Some people by and large, are motivated by work itself, and they are dissatisfied mainly be excessive responsibility. Male technicians and Factory Supervisors are motivated mostly by advancement and responsibility and they are dissatisfied regularly by pay and work itself. Motivations vary greatly among different types of workers and people, but strong patterns can be found when they are classified properly.
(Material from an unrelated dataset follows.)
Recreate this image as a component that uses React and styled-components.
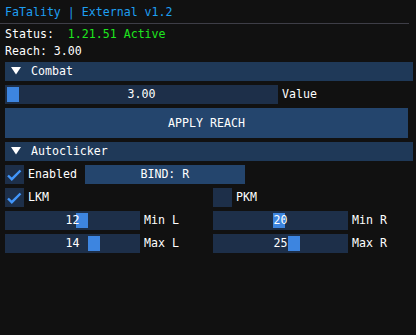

Accommodations need to be made for workers of different character types and who work in different fields. This is an 'easily translatable (replicable) supervisory action', as the concepts of motivation and maintenance needs are 'already well known 'to management and worker-types alike.

Incentives

. Individual incentive systems have hidden costs in the form of the construction and maintenance of standards and the resistance of employees to their implementation. Also, relationships between pay and skill may be distorted as workers sometimes 'cheat' the system and it becomes difficult to know how well it is working. When productivity and cooperation are needed, the author concludes, piece-work destroys the will of workers to collaborate as it forces them to concentrate on their own plight rather than the company's.

The author recommends, rather, that group incentives be looked at. When workers, who know themselves better than anyone else, have a say in matters concerning how to do their jobs, almost assuredly production rates will rise. Group incentive programs shift the paradigm of worker-management relations; they give way to more communicative structures that promote ideas for improvement from all areas of the company. These programs utilize 'group-organized' monetary incentives as a way to promote this change in culture within the organization.